Friday, October 11, 2013

the last book I ever read (Frank Lloyd Wright: A Life by Ada Louise Huxtable, excerpt thirteen)



from Frank Lloyd Wright (Penguin Lives) by Ada Louise Huxtable:

Comic relief was provided by Ayn Rand, a writer who had emigrated from the Soviet Union and had plans to write a novel about an architect, inspired by articles she had read by and about Wright. The book she subsequently published, The Fountainhead, was a wildly successful best seller and then a movie starring Gary Cooper; the architect-hero, Howard Roark, commonly believed to be modeled on Frank Lloyd Wright, has made generations of young women swoon. Roark is portrayed as a brilliantly creative, fiery genius, embattled by the establishment, who defiantly blows up his consummate work of art, a skyscraper, rather than see his talent and integrity compromised. Wright never felt any real affinity with the fictional Roark and at first rejected any identification with the character—except for the talent and integrity part. He said that Rand failed to understand him and that she never got it right.
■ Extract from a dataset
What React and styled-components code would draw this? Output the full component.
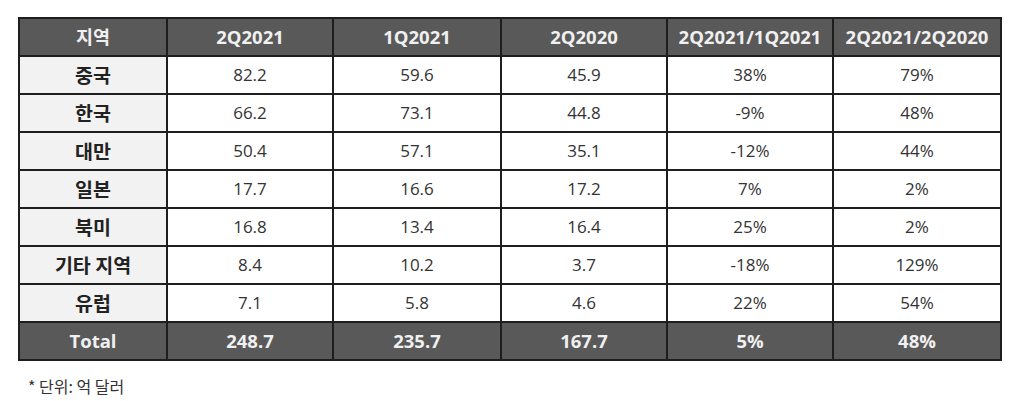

When asked if he was the model for Roark, he replied, “I deny the paternity and refuse to marry the mother.” Only after the book and its hero became sensationally popular did he allow that perhaps he could identify with the impossibly arrogant and idealistic Roark. As Meryle Secrest perceived, Rand was pretty far off the mark—Wright would never have blown up one of his own buildings.